Richard Smith , CBE (27 October 1931 – 15 April 2016) was an English painter and printmaker born in Letchworth, Hertfordshire. He produced work in a variety of styles, but was mainly associated with colour field painting and Pop Art.
“What intrigued me wasn’t the nitty-gritty, down dirty popular culture,” he once explained. “It was the high end. These beautiful ads for Smirnoff vodka and glamorous films and store windows and CinemaScope.” – Richard Smith
He was a global artistic symbol who enjoyed enormous commercial and critical success in both America and Britain during the 1960s and 70s. Early on in his career, his art merged the themes of abstraction and pop art. Later he gained critical acclaim for pushing the boundaries of painting into three dimensions, creating sculptural shaped canvases with monumental presence, which protruded into the space of the gallery. As his work matured it tended to be more minimal, often painted using one colour with a second only as an accent.
Smith attended Luton School of Art and served in the Royal Air Force in Hong Kong. Afterward he studied in the master's program at the Royal College of Art in London and was awarded a Harkness Fellowship which enabled his move to New York, where he had his first solo show at the Green Gallery. In his thirties Smith participated in some of the most important exhibitions of his time, such as Place at the ICA in 1959; Situation at RBA Galleries in 1960; and Painting and Sculpture of a Decade at Tate in 1964, and a retrospective exhibition at the Whitechapel Gallery in 1966. After being awarded the Grand Prize at the 9th São Paulo Biennial in 1967 and participating in Documenta IV, Kassel in 1968, Smith was one of the five artists who represented Britain at the Venice Biennale in 1966, he also had a solo show there in 1970. He was awarded the CBE in 1971. A major retrospective titled Seven Exhibitions 1961-75 was held at Tate in 1975. His work has also been exhibited at Nicosia Municipal Arts Centre, Cyprus; Hendendaagse Kunst Museum, Utrecht; the Walker Art Centre, Minneapolis, Kettle’s Yard, Cambridge and the Jewish Museum, New York.

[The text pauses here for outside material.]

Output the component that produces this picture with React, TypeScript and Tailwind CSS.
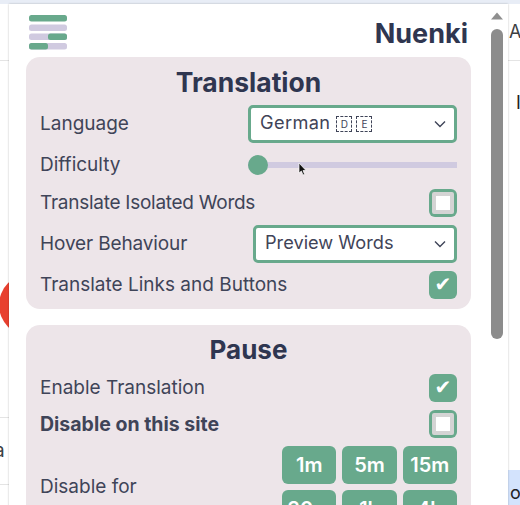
import React from "react";

const font = { fontFamily: '"Inter", "Noto Sans", sans-serif' };

function Row({ children, className = "" }: { children: React.ReactNode; className?: string }) {
  return <div className={`flex items-center justify-between pl-[14px] pr-[14px] ${className}`}>{children}</div>;
}

function Label({ children, bold, className = "" }: { children: React.ReactNode; bold?: boolean; className?: string }) {
  return (
    <span className={`text-[#3f4458] ${bold ? "text-[19.5px] font-bold leading-[24px]" : "text-[19px] font-normal leading-[24px]"} ${className}`}>
      {children}
    </span>
  );
}

function Checkbox({ checked }: { checked?: boolean }) {
  if (checked) {
    return (
      <div className="flex h-[28px] w-[28px] items-center justify-center rounded-[6px] bg-[#68a98c]">
        <span className="pb-[3px] font-['DejaVu_Sans'] text-[20px] font-bold leading-none text-white">✔</span>
      </div>
    );
  }
  return (
    <div className="flex h-[28px] w-[28px] items-center justify-center rounded-[6px] bg-[#68a98c] p-[3px]">
      <div className="h-full w-full rounded-[2px] border-[4px] border-[#d4d4d4] bg-white" />
    </div>
  );
}

function Select({ width, children }: { width: string; children: React.ReactNode }) {
  return (
    <div className={`flex h-[38px] items-center justify-between rounded-[5px] border-[3px] border-[#68a98c] bg-white pl-[9px] pr-[8px] ${width}`}>
      <span className="flex items-center pb-[2px] text-[18.2px] text-[#3f4458]">{children}</span>
      <svg width="12" height="8" viewBox="0 0 12 8" className="shrink-0">
        <path d="M1 1.5 L6 6.5 L11 1.5" fill="none" stroke="#3f4458" strokeWidth="1.4" />
      </svg>
    </div>
  );
}

function Tofu({ letter }: { letter: string }) {
  return (
    <span className="mr-[4px] mt-[2px] flex h-[16px] w-[16px] items-center justify-center border border-dashed border-[#3f4458] text-[10px] leading-none">
      {letter}
    </span>
  );
}

function Time({ children }: { children: React.ReactNode }) {
  return (
    <div className="flex h-[38px] items-center justify-center rounded-[6px] bg-[#68a98c] text-[20px] font-semibold text-white">
      {children}
    </div>
  );
}

function Logo() {
  return (
    <svg width="38" height="35" viewBox="0 0 38 35">
      <rect x="0" y="0" width="38" height="6.5" rx="2.5" fill="#68a98c" />
      <rect x="0" y="9.5" width="38" height="6.5" rx="2.5" fill="#d0cae0" />
      <rect x="0" y="18.5" width="38" height="6.5" rx="2.5" fill="#d0cae0" />
      <rect x="19" y="18.5" width="19" height="6.5" rx="2.5" fill="#68a98c" />
      <rect x="0" y="28" width="38" height="6.5" rx="2.5" fill="#d0cae0" />
      <rect x="0" y="28" width="19" height="6.5" rx="2.5" fill="#68a98c" />
    </svg>
  );
}

export default function App() {
  return (
    <div className="relative h-[505px] w-[520px] overflow-hidden bg-white" style={font}>
      {/* page behind the popup */}
      <div className="absolute left-0 right-0 top-0 h-[4px] bg-[#e8edf6]" />
      <div className="absolute left-0 top-[60px] h-px w-[9px] bg-[#e4e4e4]" />
      <div className="absolute right-0 top-[60px] h-px w-[12px] bg-[#e4e4e4]" />
      <div className="absolute left-0 top-[417px] h-px w-[9px] bg-[#e4e4e4]" />
      <div className="absolute left-0 top-[484px] h-px w-[9px] bg-[#e4e4e4]" />
      <div className="absolute left-[-1px] top-[274px] h-[62px] w-[62px] rounded-full bg-[#e8402f]" />
      <span className="absolute left-[-6px] top-[440px] text-[19px] leading-[22px] text-[#3c4043]">a</span>
      <span className="absolute left-[509px] top-[21px] text-[18px] leading-[22px] text-[#3c4043]">A</span>
      <span className="absolute left-[516px] top-[92px] text-[18px] leading-[22px] text-[#202124]">I</span>
      <div className="absolute left-[508px] top-[470px] h-[35px] w-[12px] bg-[#d3e3fd]" />
      <span className="absolute left-[510px] top-[482px] text-[18px] leading-[22px] text-[#202124]">o</span>

      {/* popup */}
      <div className="absolute left-[9px] top-[4px] flex h-[520px] w-[499px] bg-white shadow-[0_0_2px_rgba(0,0,0,0.25)]">
        <div className="w-[462px] shrink-0 pl-[17px]">
          <div className="flex h-[53px] items-start justify-between pr-[3px] pt-[11px]">
            <div className="pl-[3px]">
              <Logo />
            </div>
            <span className="pt-[2px] text-[27px] font-bold leading-[33px] text-[#2f3650]">Nuenki</span>
          </div>

          <section className="h-[252px] w-[445px] rounded-[14px] bg-[#ede5e9]">
            <h2 className="pt-[10px] text-center text-[26.5px] font-bold leading-[30px] text-[#2f3650]">Translation</h2>
            <Row className="mt-[8px] h-[38px]">
              <Label>Language</Label>
              <Select width="w-[209px]">
                <span className="mr-[6px] tracking-[0.02em]">German</span>
                <Tofu letter="D" />
                <Tofu letter="E" />
              </Select>
            </Row>
            <Row className="mt-[2px] h-[40px]">
              <Label>Difficulty</Label>
              <div className="relative flex h-[20px] w-[209px] items-center">
                <div className="h-[6px] w-full bg-[#d0cae0]" />
                <div className="absolute left-0 top-0 h-[20px] w-[20px] rounded-full bg-[#68a98c]" />
                <svg className="absolute left-[50px] top-[7px]" width="9" height="14" viewBox="0 0 9 14">
                  <path d="M1 1 L1 11 L3.4 9 L5 13 L6.6 12.3 L5 8.5 L8 8.5 Z" fill="#111" stroke="#fff" strokeWidth="0.7" />
                </svg>
              </div>
            </Row>
            <Row className="mt-[4px] h-[28px]">
              <Label className="tracking-[-0.014em]">Translate Isolated Words</Label>
              <Checkbox />
            </Row>
            <Row className="mt-[8px] h-[38px]">
              <Label className="tracking-[-0.007em]">Hover Behaviour</Label>
              <Select width="w-[204px]">Preview Words</Select>
            </Row>
            <Row className="mt-[8px] h-[28px]">
              <Label>Translate Links and Buttons</Label>
              <Checkbox checked />
            </Row>
          </section>

          <section className="mt-[16px] w-[445px] rounded-[14px] bg-[#ede5e9] pb-[14px]">
            <h2 className="pt-[10px] text-center text-[26px] font-bold leading-[30px] text-[#2f3650]">Pause</h2>
            <Row className="mt-[9px] h-[28px]">
              <Label>Enable Translation</Label>
              <Checkbox checked />
            </Row>
            <Row className="mt-[8px] h-[28px]">
              <Label bold>Disable on this site</Label>
              <Checkbox />
            </Row>
            <Row className="mt-[8px]">
              <Label>Disable for</Label>
              <div className="grid w-[175px] grid-cols-3 gap-x-[6px] gap-y-[6px]">
                <Time>1m</Time>
                <Time>5m</Time>
                <Time>15m</Time>
                <Time>30m</Time>
                <Time>1h</Time>
                <Time>4h</Time>
              </div>
            </Row>
          </section>
        </div>

        {/* scrollbar */}
        <div className="relative ml-[20px] w-[12px]">
          <svg className="absolute left-0 top-[8px]" width="12" height="8" viewBox="0 0 12 8">
            <path d="M6 0.5 L12 7.5 L0 7.5 Z" fill="#8f8f8f" />
          </svg>
          <div className="absolute left-0 top-[25px] h-[310px] w-[12px] rounded-full bg-[#8c8c8c]" />
        </div>
      </div>
    </div>
  );
}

In 2014, the art historian Marco Livingstone wrote how “Smith’s joyful embrace of glamour and prismatic colour after the grey decade and a half of post-war austerity, brought him within the orbit of Pop Art at its very inception and assured him an important place in its early history.”
Richard Smith, artist, born 27 October 1931; died 15 April 2016.
Today, his works are held in the collections of of the Arts Council England; The British Museum, London; Metropolitan Museum of Art, New York; the Museum of Modern Art, New York; Tate, London; Victoria and Albert Museum, London; Walker Art Center, Minneapolis; the Whitney Museum of American Art, New York; MIT, Boston; Philadelphia Museum amongst others.